Craft Beer Is Creating Life in Japan’s Countryside

Kamiyama

Typically associated with crowded megacities, Japan is now trying to attract young people to shrinking rural towns. How? By brewing craft beer in the middle of nowhere.

It’s not just craft beer that has attracted young urbanites to Kamiyama. However, the Kamiyama Beer Project is symbolic for chiho sosei (creating life in the countryside), a set of government measures to attract a younger population to Japan’s rapidly shrinking rural population. Kamiyama’s population has decreased from 21,000 in 1955 to around 6,000 today. But, a slow increase is on its way as the town recently introduced high-speed broadband Internet, satellite office spaces for city-based companies, an artist in residence program, a local farming project, and a craft beer brewery.

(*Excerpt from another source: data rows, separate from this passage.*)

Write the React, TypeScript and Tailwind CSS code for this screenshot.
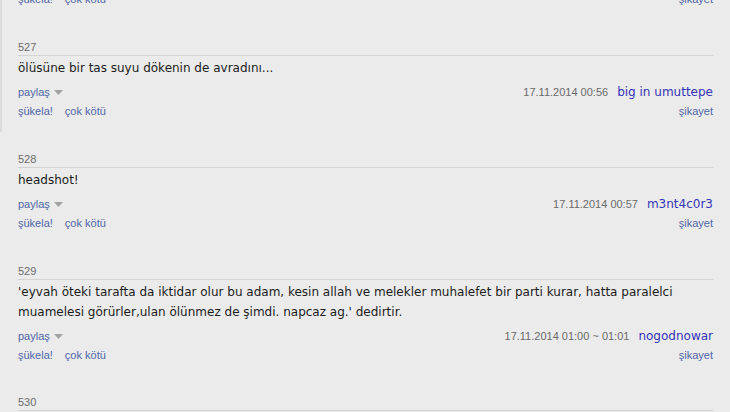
import React from 'react';

interface EntryData {
  id: number;
  content: string;
  date: string;
  author: string;
}

const entries: EntryData[] = [
  { id: 527, content: 'ölüsüne bir tas suyu dökenin de avradını...', date: '17.11.2014 00:56', author: 'big in umuttepe' },
  { id: 528, content: 'headshot!', date: '17.11.2014 00:57', author: 'm3nt4c0r3' },
  {
    id: 529,
    content:
      "'eyvah öteki tarafta da iktidar olur bu adam, kesin allah ve melekler muhalefet bir parti kurar, hatta paralelci muamelesi görürler,ulan ölünmez de şimdi. napcaz ag.' dedirtir.",
    date: '17.11.2014 01:00 ~ 01:01',
    author: 'nogodnowar',
  },
];

const big = { fontFamily: '"DejaVu Sans", Verdana, sans-serif' };

const VoteRow = () => (
  <div className="flex items-center justify-between h-[14px] leading-[14px] text-[11px] text-[#4f66a8]">
    <div className="flex gap-[12px]">
      <span>şükela!</span>
      <span>çok kötü</span>
    </div>
    <span>şikayet</span>
  </div>
);

const Entry = ({ entry }: { entry: EntryData }) => (
  <div className="pt-[20px] pb-[14px]">
    <div className="h-[16px] leading-[15px] text-[11px] text-[#6b6b6b] border-b border-[#d4d4d4]">{entry.id}</div>
    <div className="mt-[2px] text-[12px] leading-[20px] text-[#1c1c1c]" style={big}>
      {entry.content}
    </div>
    <div className="mt-[4px] flex items-center justify-between h-[20px]">
      <div className="flex items-center gap-[4px] text-[11px] text-[#4f66a8]">
        <span>paylaş</span>
        <svg width="9" height="6" viewBox="0 0 9 6" className="mt-[1px]">
          <path d="M0 0 L9 0 L4.5 5 Z" fill="#a3a3a3" />
        </svg>
      </div>
      <div className="flex items-center gap-[9px]">
        <span className="text-[11px] text-[#6a6a6a]">{entry.date}</span>
        <span className="text-[12px] text-[#3333b8]" style={big}>
          {entry.author}
        </span>
      </div>
    </div>
    <div className="mt-[2px]">
      <VoteRow />
    </div>
  </div>
);

export default function App() {
  return (
    <div
      className="w-[730px] h-[412px] overflow-hidden bg-[#ebebeb] pl-[18px] pr-[17px] pt-px"
      style={{ fontFamily: '"Liberation Sans", Arial, sans-serif' }}
    >
      <div className="-ml-[18px] -mt-px pl-[16px] border-l-2 border-[#dcdcdc]">
        <div className="-mt-[9px] pb-[14px]">
          <VoteRow />
        </div>
        <Entry entry={entries[0]} />
      </div>
      {entries.slice(1).map((e) => (
        <Entry key={e.id} entry={e} />
      ))}
      <div className="pt-[19px]">
        <div className="h-[16px] leading-[15px] text-[11px] text-[#6b6b6b] border-b border-[#d4d4d4]">530</div>
      </div>
    </div>
  );
}
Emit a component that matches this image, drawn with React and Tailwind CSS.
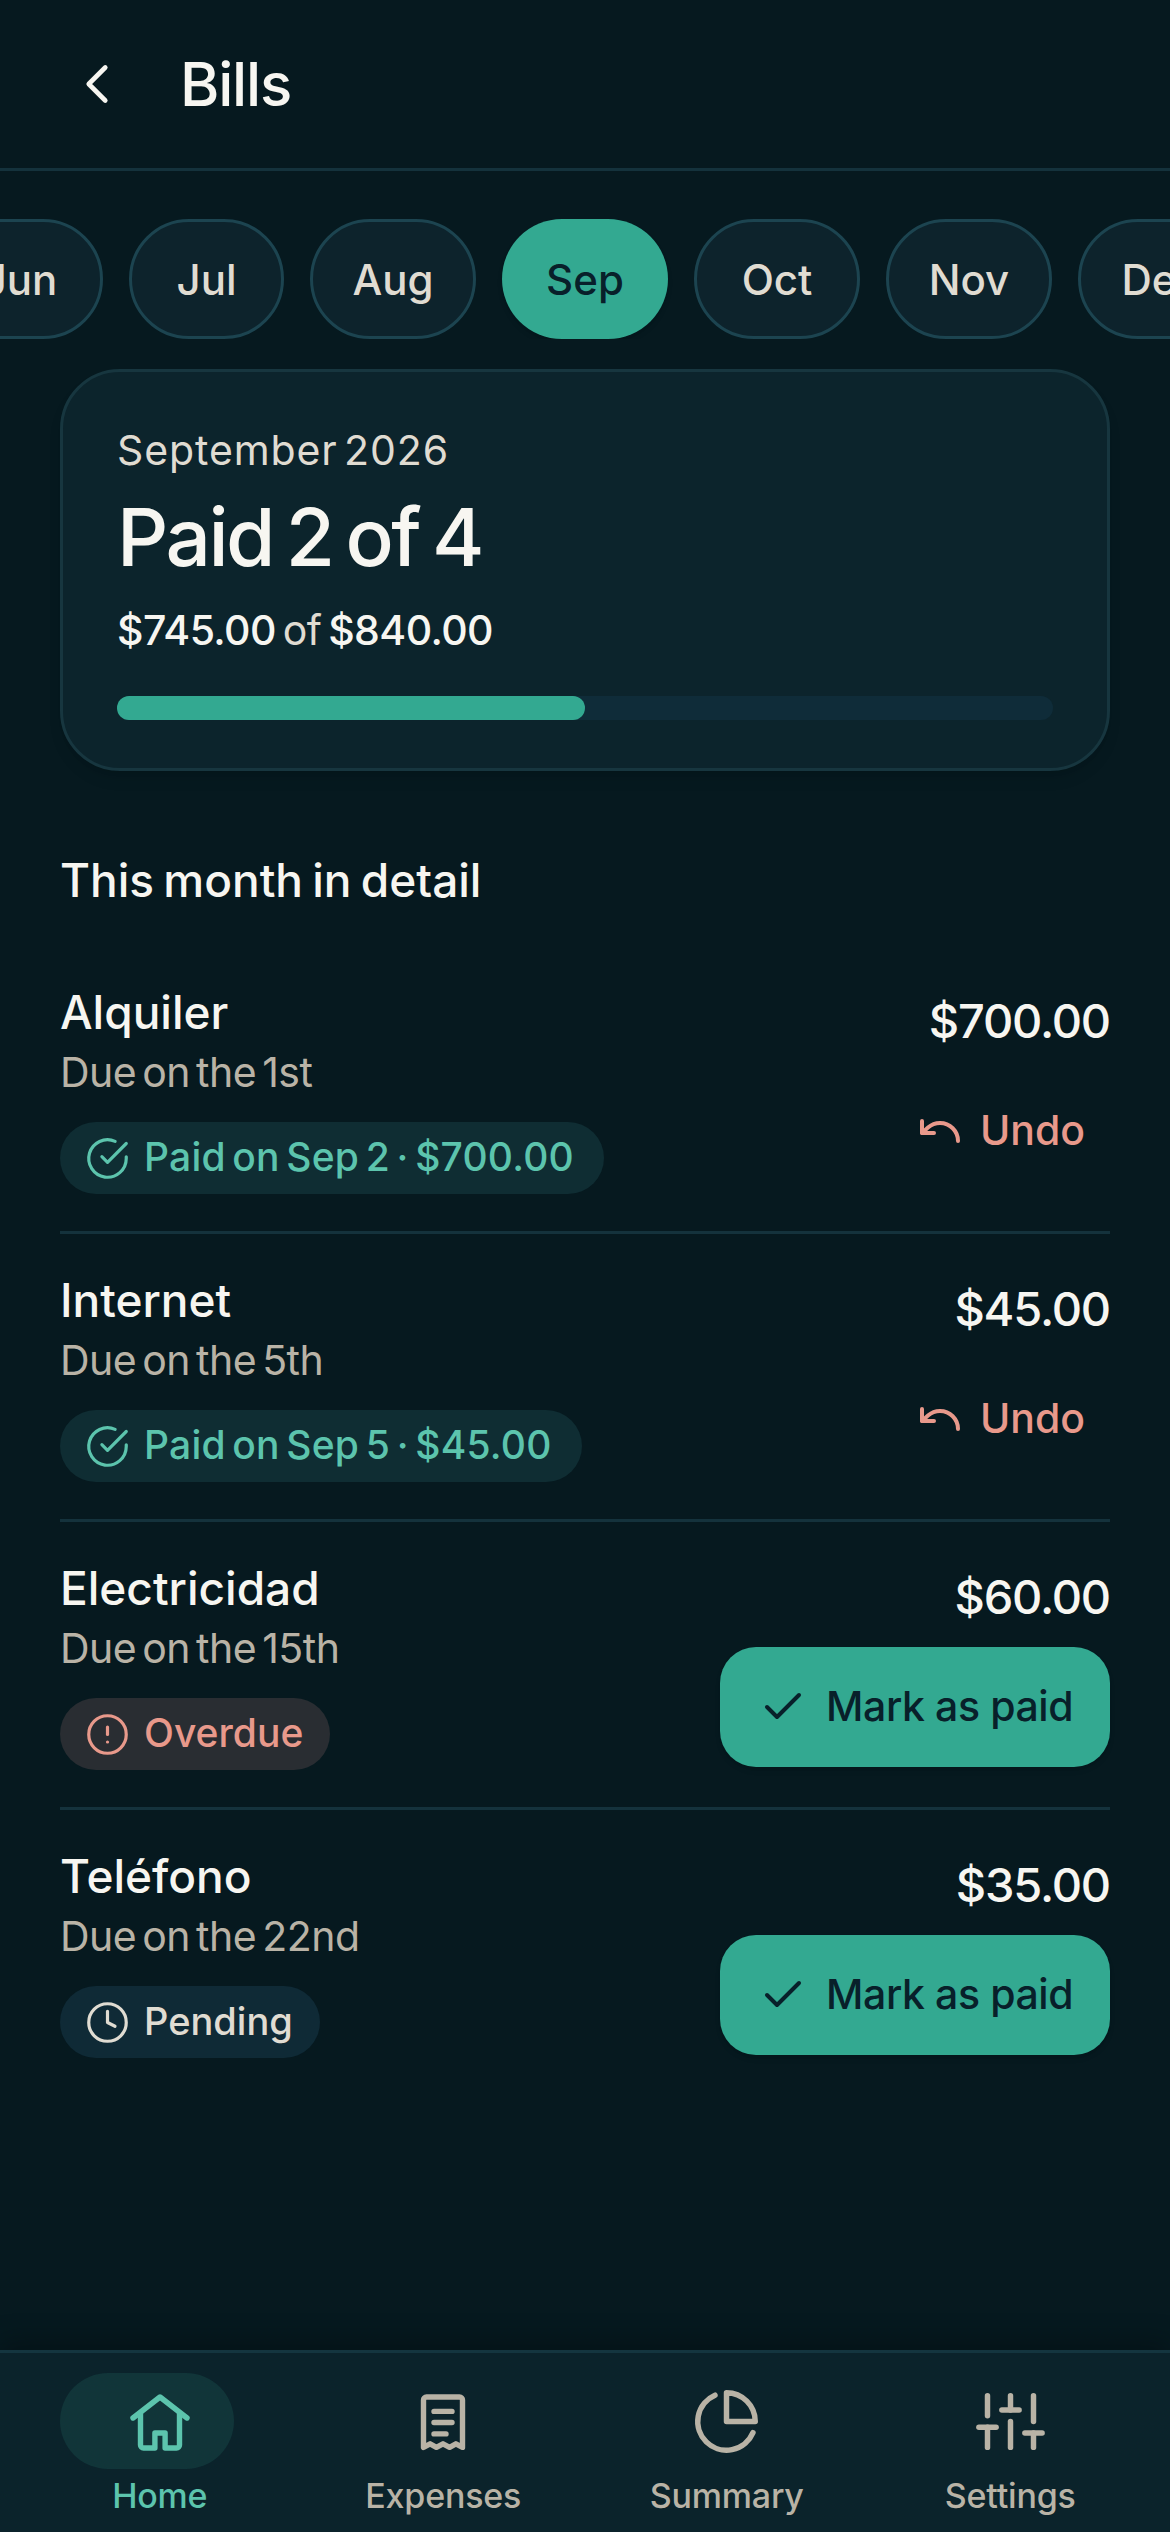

In the fight against population decline, Kamiyama, and several other rural towns, have started to reinvent themselves as creative hubs. It’s not a coincidence that Japan is trying to turn rural towns into cool towns in this era of urbanization. We live in a time when urbanites are starting to critically evaluate their urban lifestyle and the work pressure, noise, social obligations, and speed of life that comes with it.

Kamiyama elderly couple enjoying craft beer at Kamaya, the new local cafeteria
Kamiyama
The new Kamiyama Beer Project brewery building
Kamiyama
The Kamiyama Food Hub Project also features this bakery that sells locally produced baked goods

A growing number of city dwellers worldwide are therefore leaving cities for towns and villages where they can live a healthy lifestyle. Nevertheless, they look for places where they continue their lives without giving up the positive aspects of their urban lifestyle. Kamiyama has become the ideal place for Japanese urbanites to seek refuge as it provided what stressed-out urbanites are after. While other towns are continuing to shrink, Kamiyama has managed to reinvent itself as an anti-urban sanctuary.